Ele também cita os cases de sucesso de Santiago e Bogotá: “O mais prudente é importar das duas capitais as melhores práticas para a eletrificação. Lá, a iniciativa privada participou da viabilização de infraestruturas, que supre os ônibus elétricos e outros segmentos, como táxis, motoristas de aplicativo e ambulâncias”, revela. “Isso serve de incentivo para viabilizar economicamente o programa.”
De acordo com Sergio Avelleda, sócio-fundador da Urucuia, empresa especializada em mobilidade urbana, a prefeitura de São Paulo desenvolveu uma solução financeira inteligente e que poderá servir de referência para outras cidades do Brasil.
O município buscou parcerias e financiamento de instituições nacionais e internacionais, garantindo recursos às empresas para o programa de eletrificação. “No entanto, a descarbonização do transporte urbano enfrenta lentidão devido aos complexos desafios de infraestrutura, que não foram previstos anteriormente”, destaca.
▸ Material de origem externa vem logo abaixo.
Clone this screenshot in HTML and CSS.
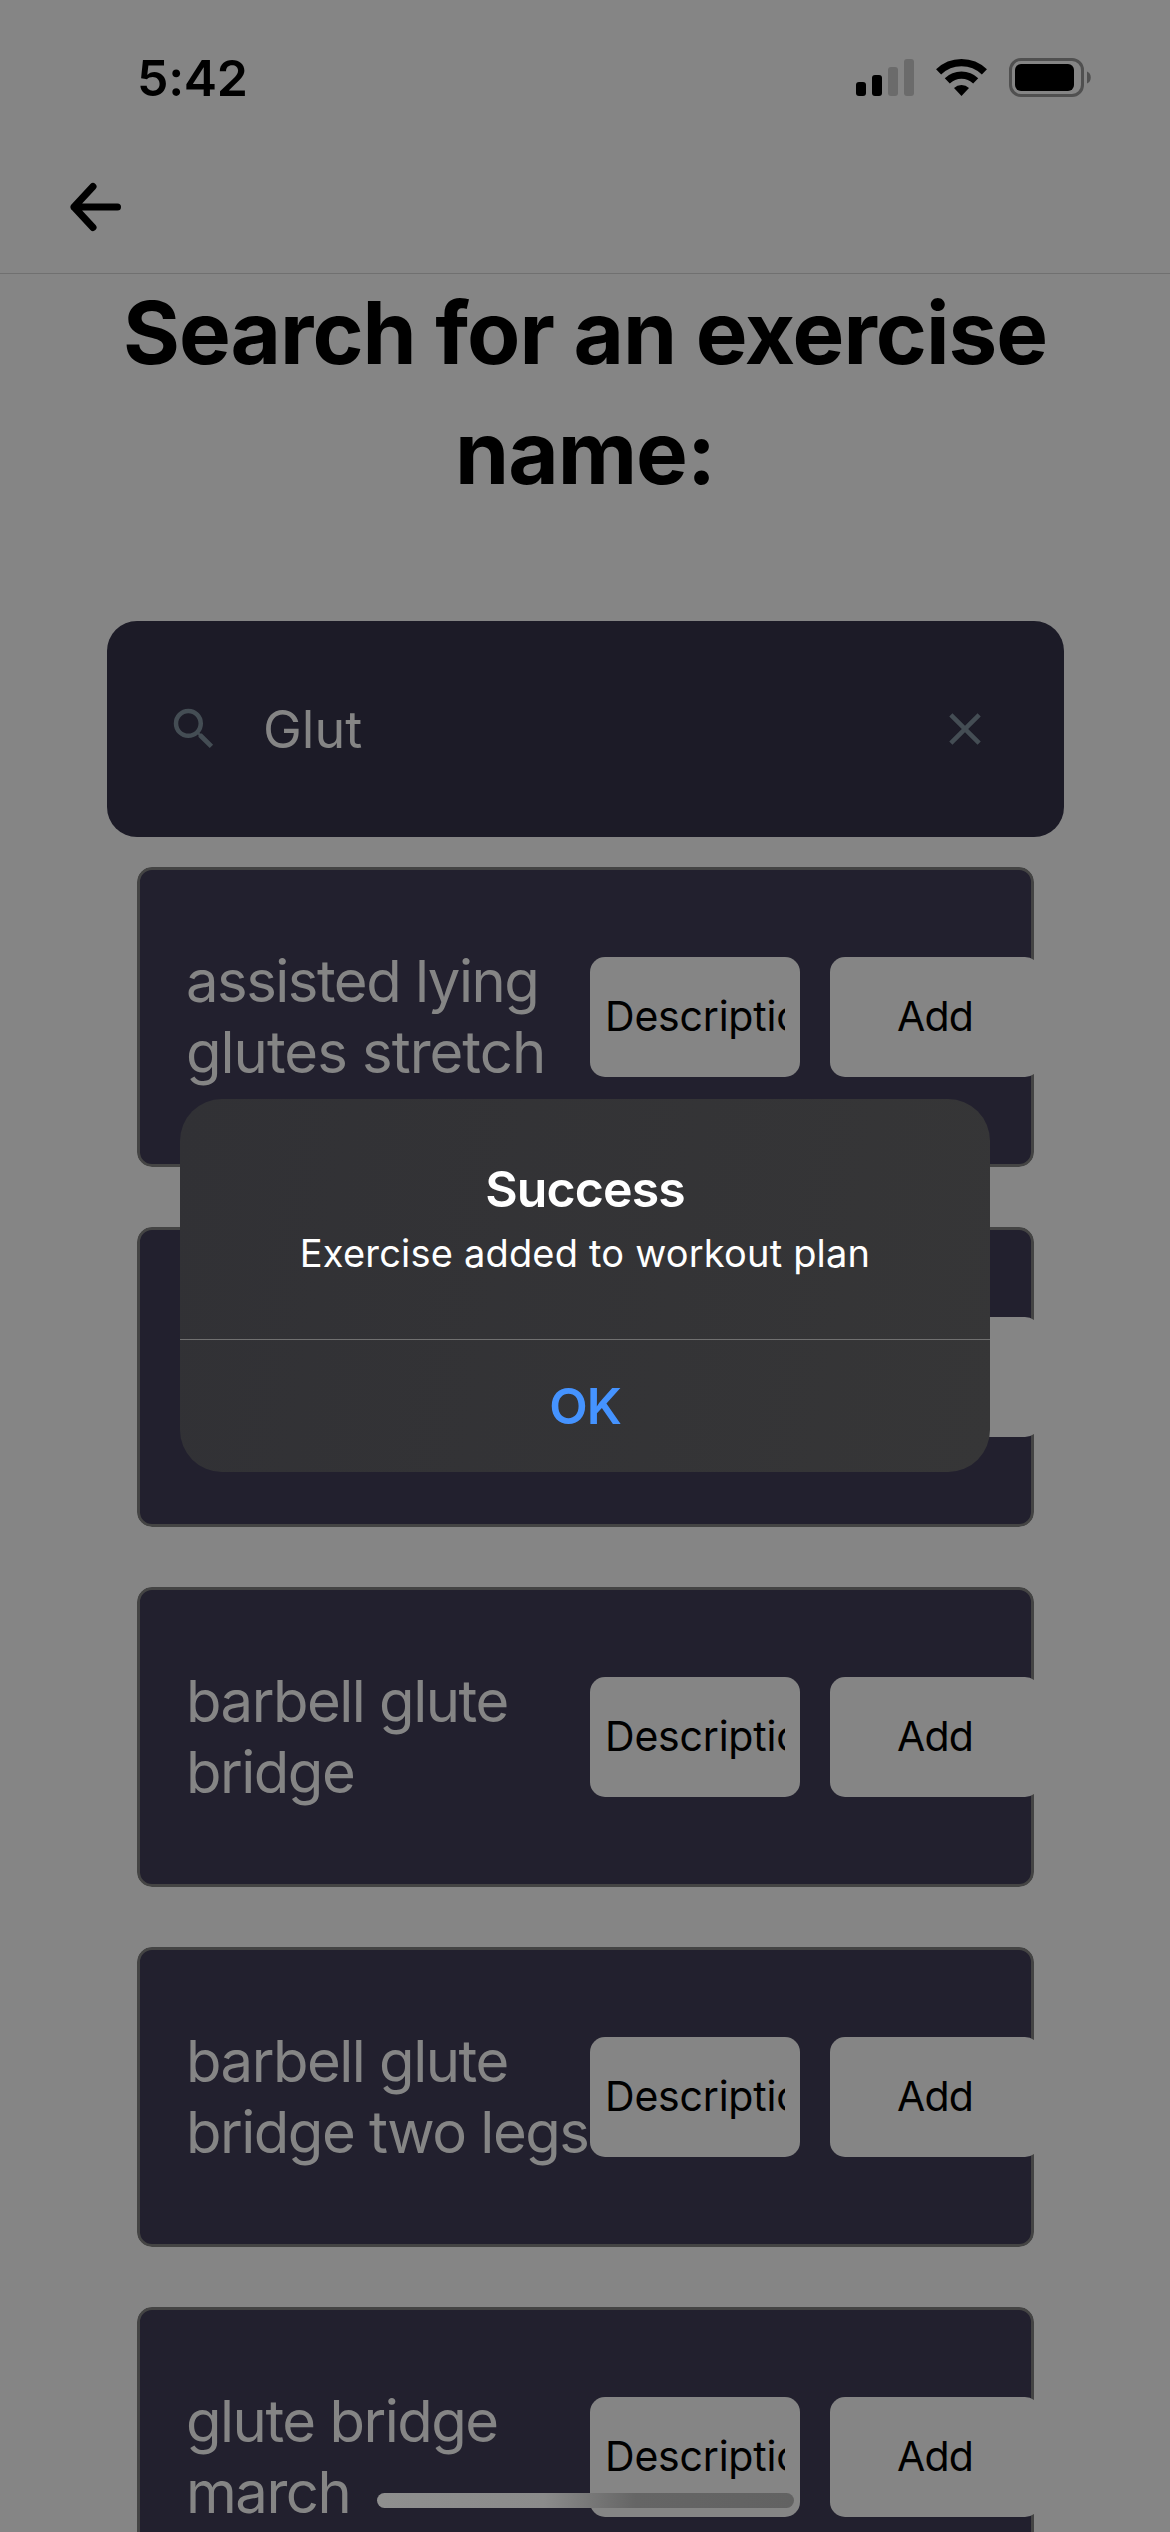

“A rede de alta tensão não está próxima da maioria das garagens. Ela não é só um fio sustentado por um poste. Precisa de infraestrurura específica, geralmente subterrânea. Isso encarece e atrasa a instalação”, pondera.
Segundo o especialista, o investimento para a infraestrutura nas garagens dependerá da quantidade de ônibus elétricos de cada concessionária. Quanto mais veículos, mais parruda a instalação. “A partir de um certo número de ônibus, ela deve ser de alta tensão e esse é o grande desafio”, salienta.
Avelleda aponta, também, um erro da regulação no fornecimento de energia. A Enel é a concessionária responsável pela distribuição de energia de baixa, média e alta tensões em São Paulo.
“Um consumidor solicitante da rede de alta tensão terá de arcar sozinho toda a infraestrutura. Em uma conexão subterrânea que vai até a porta da garagem, qualquer outro usuário que estiver no meio do caminho poderá usá-la, sem gastar nada”.
A meta de descarbonizar a frota de ônibus urbanos de São Paulo é antigo e passível de reviravoltas. Os debates começaram em 2009, quando a Prefeitura, atendendo a Lei de Mudanças Climáticas fixou um prazo até 2018 para a conversão total dos ônibus a diesel para sustentáveis.
A regra não foi cumprida e passou por uma emenda, que se transformou na Lei 16.802/2018, que definiu o prazo da redução de 50% das emissões em 2028 e 100% até 2038.
Com a medida, as concessionárias não poderiam mais comprar veículos movidos a diesel, mas somente aqueles com tecnologias que atendessem o cronograma de erradicação de emissão de poluentes.
Em dezembro de 2024, porém, um novo capítulo ameaçava desacelerar novamente o programa. A Câmara Municipal de São Paulo aprovou o Projeto de Lei 825/2024 – à espera da sanção ou não do prefeito Ricardo Nunes (MDB) – permitindo que até 50% da frota das empresas continue recebendo diesel.
As concessionárias de ônibus deverão apresentar à Enel e à Comgas projetos com as suas necessidades para o carregamento de baterias ou gás nos locais a serem indicados pelo município de São Paulo.
A ABVE classificou o projeto de lei como “retrocesso”, que compromete o programa de transição dos ônibus. Segundo a ABVE, a justificativa de que a indústria não poderia entregar os veículos nos prazos previstos não se sustenta.